Everyday is not a battle. It’s not easy, but it’s not a battle – and yes, I do realise how contradictory it sounds. I was explaining today to a rather wonderful lady at uni – who was definitely not in danger of being screamed at by me – that each habit takes time and commitment to develop, but that they soon become part of your life. Much as you developed unhealthy habits, you can create new ones – don’t try and focus on breaking the old ones…focus on creating new ones. So none of the, “I am giving up fizzy drinks for life” shite…but more of the “I am going to drink water” stuff…develop new habits that will eventually overcome the old ones.
Anyway, I am in danger of talking bollocks now – I am tired, grotty and snappy…so I will sign off with a bit of a request for either a slap or a hug…whichever you feel is appropriate!
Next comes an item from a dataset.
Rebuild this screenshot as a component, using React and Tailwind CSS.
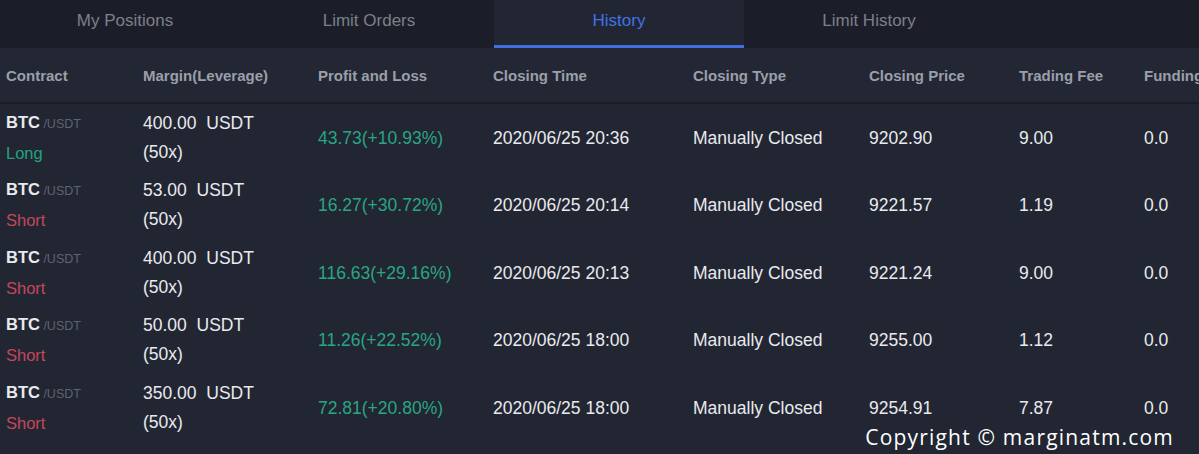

Breakfast: Banana porridge (5 syns).Lunch: Curried rice and chicken salad.Dinner: Lamb and chicken kebabs (2 x HEB).Snacks: Nakd bar (7.5 syns) and two Babybels (HEA).A good food day. My usual banana porridge, which normally fuels my workouts but for some reason today left my tummy grumbling by midday! Lunch was curry flavoured rice with chopped veggies – red onion, red pepper, cherry tomatoes – with wilted spinach and chicken tikka. It was tasty, but I didn’t get it all eaten as I spent most of my lunch chatting to a lovely fellow student! My kebabs were lush…I had planned them and had a lamb and a chicken one. The local kebab house cook them without oil and give me a wholemeal pitta – which is a Slimming World ‘cheat’ I guess as it’s not a Weight Watchers pitta…so shoot me today – I don’t care!
As I managed to get my picture uploading sorter – the MacBook probably sensed my mood today and has decided that it’s safer to play ball – I thought I would stick up the promised pictures of yesterdays food…
Exercise: Nothing much exercised other than my mind today!